*SHORT TASK:* Gather every line in the records below that contains the word "code".

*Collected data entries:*
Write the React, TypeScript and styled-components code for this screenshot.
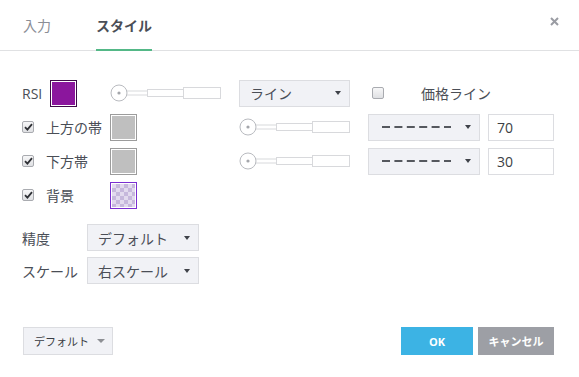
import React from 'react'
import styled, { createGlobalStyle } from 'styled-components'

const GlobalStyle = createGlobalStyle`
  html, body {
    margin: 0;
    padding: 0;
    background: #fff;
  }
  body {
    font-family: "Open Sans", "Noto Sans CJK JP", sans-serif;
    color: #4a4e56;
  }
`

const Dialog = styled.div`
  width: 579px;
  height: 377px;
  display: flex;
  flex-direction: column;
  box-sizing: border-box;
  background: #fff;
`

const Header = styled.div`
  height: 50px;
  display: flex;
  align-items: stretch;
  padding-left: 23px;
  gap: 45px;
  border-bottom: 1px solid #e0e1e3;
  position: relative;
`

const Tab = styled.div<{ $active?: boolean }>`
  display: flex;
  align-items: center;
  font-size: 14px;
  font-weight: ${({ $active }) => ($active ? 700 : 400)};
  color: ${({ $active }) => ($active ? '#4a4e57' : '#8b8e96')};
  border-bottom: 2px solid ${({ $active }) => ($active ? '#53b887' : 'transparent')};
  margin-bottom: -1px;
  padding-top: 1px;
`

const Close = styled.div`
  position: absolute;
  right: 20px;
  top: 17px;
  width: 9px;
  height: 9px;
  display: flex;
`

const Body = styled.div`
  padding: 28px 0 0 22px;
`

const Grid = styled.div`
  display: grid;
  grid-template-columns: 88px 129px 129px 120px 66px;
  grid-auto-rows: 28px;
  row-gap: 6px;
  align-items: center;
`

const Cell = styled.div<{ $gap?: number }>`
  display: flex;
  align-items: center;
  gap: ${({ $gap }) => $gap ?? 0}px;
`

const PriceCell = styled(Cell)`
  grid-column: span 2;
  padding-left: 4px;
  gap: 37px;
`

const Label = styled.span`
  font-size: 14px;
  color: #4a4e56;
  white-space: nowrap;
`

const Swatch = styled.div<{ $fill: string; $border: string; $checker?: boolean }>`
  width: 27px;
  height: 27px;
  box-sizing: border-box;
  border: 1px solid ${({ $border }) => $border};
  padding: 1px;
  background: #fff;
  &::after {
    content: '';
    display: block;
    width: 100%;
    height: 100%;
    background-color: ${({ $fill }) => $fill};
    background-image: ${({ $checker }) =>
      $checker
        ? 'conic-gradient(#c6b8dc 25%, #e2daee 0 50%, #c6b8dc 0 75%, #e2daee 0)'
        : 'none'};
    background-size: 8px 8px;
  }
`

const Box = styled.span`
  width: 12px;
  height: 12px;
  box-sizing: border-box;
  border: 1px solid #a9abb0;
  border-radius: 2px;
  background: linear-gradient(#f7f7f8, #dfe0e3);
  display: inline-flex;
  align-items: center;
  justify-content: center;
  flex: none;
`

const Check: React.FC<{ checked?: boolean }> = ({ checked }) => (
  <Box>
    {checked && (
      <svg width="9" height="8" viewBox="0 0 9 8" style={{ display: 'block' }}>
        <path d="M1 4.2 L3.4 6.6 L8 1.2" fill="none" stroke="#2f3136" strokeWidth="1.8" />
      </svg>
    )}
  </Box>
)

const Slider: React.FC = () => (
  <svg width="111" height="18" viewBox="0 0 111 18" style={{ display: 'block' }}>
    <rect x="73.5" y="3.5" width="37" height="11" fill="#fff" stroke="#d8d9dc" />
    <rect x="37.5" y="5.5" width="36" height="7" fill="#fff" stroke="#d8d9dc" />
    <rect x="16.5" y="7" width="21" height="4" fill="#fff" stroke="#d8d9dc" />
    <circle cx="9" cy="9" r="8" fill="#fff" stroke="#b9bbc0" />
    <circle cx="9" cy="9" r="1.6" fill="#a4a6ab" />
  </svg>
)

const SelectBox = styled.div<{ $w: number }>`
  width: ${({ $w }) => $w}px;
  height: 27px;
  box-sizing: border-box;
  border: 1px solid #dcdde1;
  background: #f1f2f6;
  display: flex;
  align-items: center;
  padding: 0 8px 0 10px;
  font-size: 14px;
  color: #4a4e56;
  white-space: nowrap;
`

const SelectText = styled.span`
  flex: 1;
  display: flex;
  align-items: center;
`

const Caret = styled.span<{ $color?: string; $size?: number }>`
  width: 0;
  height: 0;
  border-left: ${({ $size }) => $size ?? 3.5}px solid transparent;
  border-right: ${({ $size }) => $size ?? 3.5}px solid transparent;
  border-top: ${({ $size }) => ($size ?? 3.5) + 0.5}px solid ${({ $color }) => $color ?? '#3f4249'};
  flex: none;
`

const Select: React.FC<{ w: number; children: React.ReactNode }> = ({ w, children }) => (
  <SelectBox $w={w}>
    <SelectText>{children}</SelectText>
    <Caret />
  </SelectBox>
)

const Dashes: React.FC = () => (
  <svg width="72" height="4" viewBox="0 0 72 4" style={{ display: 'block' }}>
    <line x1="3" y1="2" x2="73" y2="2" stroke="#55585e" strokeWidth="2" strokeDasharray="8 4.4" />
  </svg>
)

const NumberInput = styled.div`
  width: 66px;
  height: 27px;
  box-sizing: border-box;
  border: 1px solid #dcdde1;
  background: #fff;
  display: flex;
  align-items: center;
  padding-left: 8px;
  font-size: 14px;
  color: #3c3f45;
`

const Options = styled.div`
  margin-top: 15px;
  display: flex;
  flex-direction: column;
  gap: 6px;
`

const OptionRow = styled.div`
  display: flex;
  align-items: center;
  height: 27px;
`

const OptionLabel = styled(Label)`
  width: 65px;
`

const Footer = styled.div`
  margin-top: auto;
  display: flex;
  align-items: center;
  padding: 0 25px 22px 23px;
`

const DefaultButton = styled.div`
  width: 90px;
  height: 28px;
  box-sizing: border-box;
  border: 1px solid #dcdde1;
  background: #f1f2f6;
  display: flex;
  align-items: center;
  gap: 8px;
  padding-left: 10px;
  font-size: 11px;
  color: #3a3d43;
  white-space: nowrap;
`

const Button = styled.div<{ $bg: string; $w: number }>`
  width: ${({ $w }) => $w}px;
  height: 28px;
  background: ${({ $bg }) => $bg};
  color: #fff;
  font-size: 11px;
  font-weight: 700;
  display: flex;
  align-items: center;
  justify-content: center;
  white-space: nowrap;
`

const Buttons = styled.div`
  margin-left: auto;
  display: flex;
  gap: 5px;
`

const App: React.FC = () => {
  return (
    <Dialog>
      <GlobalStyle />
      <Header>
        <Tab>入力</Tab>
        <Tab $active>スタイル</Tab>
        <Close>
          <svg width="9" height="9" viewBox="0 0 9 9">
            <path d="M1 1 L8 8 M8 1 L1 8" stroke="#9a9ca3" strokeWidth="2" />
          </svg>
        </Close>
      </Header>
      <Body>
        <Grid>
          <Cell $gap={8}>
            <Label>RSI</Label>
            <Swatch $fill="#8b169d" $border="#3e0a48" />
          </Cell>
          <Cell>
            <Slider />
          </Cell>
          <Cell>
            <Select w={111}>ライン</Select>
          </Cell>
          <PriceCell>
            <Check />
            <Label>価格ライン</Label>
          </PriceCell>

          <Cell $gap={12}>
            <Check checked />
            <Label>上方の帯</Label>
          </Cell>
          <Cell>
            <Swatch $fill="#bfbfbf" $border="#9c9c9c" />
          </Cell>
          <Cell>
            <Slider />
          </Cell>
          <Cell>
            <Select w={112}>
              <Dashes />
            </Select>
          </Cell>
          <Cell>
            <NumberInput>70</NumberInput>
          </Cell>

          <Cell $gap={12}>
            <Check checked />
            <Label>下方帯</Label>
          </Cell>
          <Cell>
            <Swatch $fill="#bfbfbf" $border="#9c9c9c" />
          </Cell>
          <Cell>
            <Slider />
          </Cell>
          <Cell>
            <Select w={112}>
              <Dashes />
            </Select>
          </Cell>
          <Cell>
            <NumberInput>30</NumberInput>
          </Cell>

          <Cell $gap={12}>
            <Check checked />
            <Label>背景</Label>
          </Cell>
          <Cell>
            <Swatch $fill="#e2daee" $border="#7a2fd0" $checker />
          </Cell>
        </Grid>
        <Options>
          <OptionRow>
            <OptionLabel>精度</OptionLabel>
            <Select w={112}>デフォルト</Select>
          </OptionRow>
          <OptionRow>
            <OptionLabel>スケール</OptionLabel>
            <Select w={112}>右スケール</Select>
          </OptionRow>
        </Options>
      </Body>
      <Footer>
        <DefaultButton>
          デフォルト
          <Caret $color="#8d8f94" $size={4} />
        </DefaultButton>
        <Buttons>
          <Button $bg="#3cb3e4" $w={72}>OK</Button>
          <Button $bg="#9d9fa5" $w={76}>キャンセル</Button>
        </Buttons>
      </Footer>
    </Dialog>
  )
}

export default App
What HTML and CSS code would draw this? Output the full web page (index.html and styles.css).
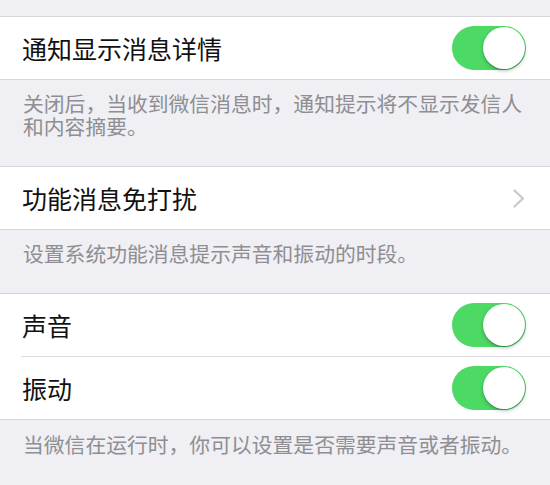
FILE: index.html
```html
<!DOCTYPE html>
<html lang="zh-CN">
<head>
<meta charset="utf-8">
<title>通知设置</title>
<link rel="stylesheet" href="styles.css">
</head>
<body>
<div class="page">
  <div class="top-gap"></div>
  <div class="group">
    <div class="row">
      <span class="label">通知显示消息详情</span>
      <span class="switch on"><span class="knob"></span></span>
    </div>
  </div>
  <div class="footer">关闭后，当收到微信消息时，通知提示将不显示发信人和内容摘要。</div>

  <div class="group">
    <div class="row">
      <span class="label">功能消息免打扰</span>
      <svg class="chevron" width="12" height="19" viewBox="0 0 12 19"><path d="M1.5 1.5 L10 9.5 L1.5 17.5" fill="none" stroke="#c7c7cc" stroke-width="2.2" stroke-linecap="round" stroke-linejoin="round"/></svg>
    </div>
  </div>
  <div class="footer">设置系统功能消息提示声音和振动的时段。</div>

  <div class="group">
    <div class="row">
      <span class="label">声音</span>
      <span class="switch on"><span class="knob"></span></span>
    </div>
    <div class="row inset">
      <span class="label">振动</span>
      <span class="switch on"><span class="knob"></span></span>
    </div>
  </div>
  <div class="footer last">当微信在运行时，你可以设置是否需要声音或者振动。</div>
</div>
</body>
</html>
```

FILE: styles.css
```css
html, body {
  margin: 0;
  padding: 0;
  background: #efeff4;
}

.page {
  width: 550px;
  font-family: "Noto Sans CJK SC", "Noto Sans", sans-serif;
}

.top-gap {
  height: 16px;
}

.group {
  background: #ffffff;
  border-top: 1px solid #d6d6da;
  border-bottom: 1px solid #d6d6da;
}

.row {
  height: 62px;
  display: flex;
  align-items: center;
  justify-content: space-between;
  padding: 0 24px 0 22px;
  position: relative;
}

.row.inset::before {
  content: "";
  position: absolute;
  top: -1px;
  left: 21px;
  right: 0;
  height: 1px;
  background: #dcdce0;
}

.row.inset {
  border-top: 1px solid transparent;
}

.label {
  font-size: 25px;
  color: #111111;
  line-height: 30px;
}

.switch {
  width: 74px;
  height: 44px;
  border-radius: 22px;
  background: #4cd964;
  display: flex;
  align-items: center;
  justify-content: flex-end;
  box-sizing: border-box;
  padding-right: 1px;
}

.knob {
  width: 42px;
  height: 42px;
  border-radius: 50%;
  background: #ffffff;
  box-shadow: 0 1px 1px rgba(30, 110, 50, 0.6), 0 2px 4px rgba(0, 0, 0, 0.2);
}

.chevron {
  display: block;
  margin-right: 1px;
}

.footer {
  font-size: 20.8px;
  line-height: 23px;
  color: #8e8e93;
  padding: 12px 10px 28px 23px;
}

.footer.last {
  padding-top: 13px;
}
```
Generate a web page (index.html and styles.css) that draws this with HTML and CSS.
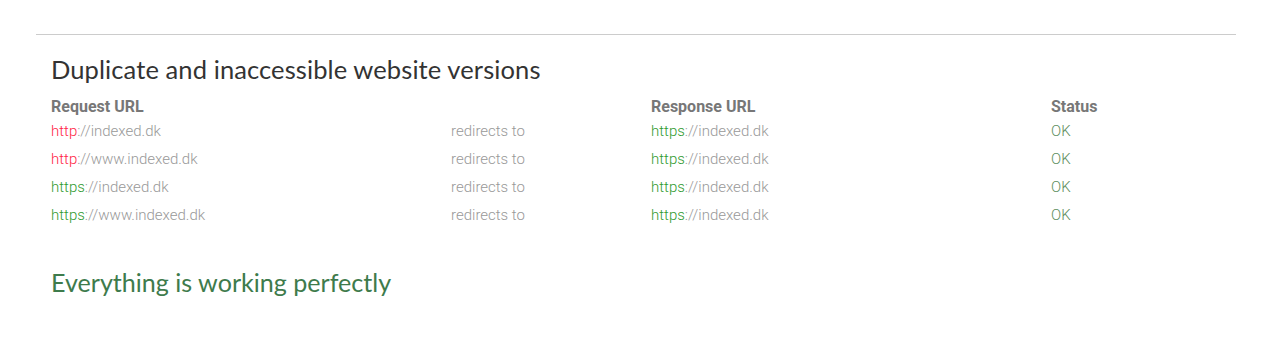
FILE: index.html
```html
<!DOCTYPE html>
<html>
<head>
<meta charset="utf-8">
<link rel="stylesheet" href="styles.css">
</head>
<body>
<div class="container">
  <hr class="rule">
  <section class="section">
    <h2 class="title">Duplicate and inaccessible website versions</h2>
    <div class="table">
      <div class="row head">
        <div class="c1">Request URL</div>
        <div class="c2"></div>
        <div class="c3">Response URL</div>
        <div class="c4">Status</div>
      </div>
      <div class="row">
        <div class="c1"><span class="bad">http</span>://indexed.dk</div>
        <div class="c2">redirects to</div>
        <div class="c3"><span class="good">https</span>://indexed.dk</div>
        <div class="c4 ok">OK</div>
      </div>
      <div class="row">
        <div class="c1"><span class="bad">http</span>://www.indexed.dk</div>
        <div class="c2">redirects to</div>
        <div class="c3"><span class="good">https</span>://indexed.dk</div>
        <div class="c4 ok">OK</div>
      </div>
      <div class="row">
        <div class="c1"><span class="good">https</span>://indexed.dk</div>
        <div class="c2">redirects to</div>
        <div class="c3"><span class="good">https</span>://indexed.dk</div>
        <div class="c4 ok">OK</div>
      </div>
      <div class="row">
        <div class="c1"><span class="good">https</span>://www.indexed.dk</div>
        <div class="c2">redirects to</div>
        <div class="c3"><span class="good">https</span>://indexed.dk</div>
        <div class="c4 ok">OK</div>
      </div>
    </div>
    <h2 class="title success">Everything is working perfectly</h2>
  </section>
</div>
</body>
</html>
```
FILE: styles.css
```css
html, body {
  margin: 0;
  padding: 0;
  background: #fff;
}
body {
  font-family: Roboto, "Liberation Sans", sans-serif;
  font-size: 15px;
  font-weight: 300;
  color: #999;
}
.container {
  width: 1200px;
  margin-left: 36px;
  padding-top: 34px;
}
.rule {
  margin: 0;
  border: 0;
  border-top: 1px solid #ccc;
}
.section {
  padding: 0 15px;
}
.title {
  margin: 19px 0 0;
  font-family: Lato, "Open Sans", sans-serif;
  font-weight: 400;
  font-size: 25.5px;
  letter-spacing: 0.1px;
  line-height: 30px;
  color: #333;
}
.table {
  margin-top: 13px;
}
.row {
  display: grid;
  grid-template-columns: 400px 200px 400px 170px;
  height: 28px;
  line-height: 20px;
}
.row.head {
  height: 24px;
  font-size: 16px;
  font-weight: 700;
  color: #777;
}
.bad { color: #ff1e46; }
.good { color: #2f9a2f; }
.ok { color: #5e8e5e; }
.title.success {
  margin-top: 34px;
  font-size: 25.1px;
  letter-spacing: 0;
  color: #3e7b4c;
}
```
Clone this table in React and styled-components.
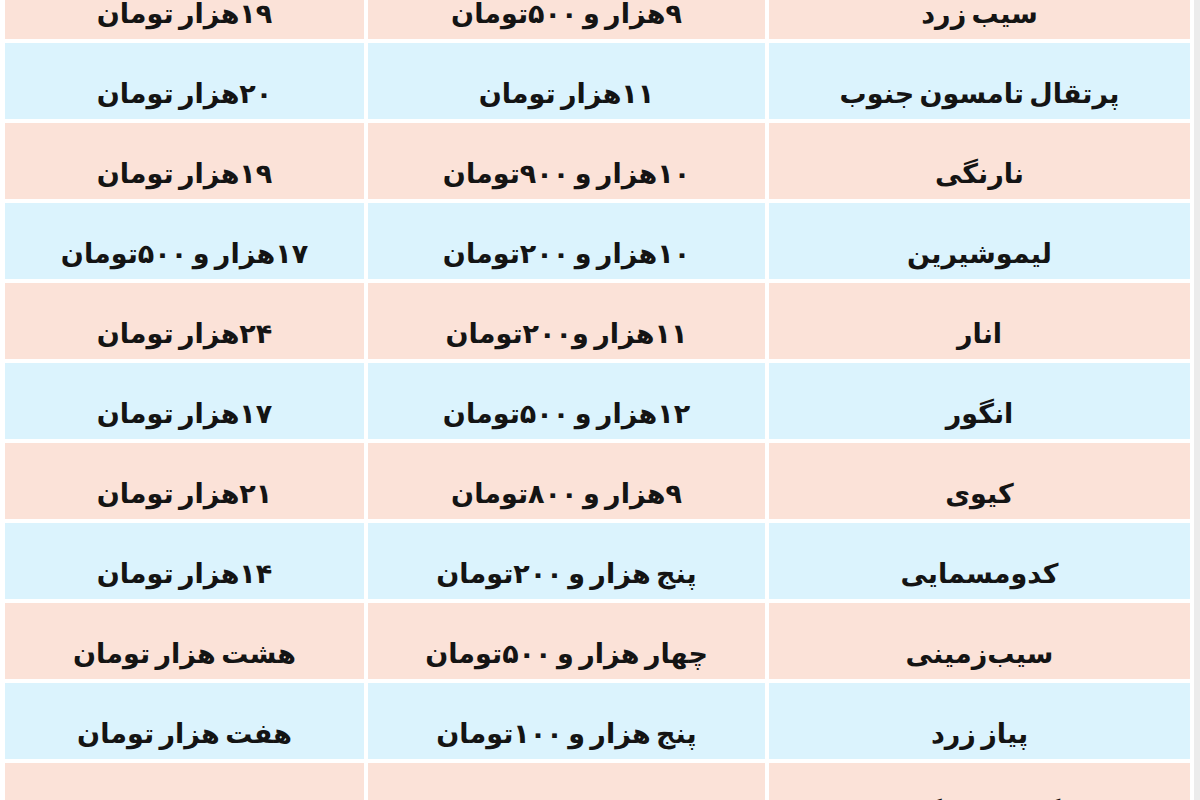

*FULL OUTPUT:*
Write the React, TypeScript and styled-components code for this screenshot.
What HTML and CSS code would draw this? Output the full web page (index.html and styles.css).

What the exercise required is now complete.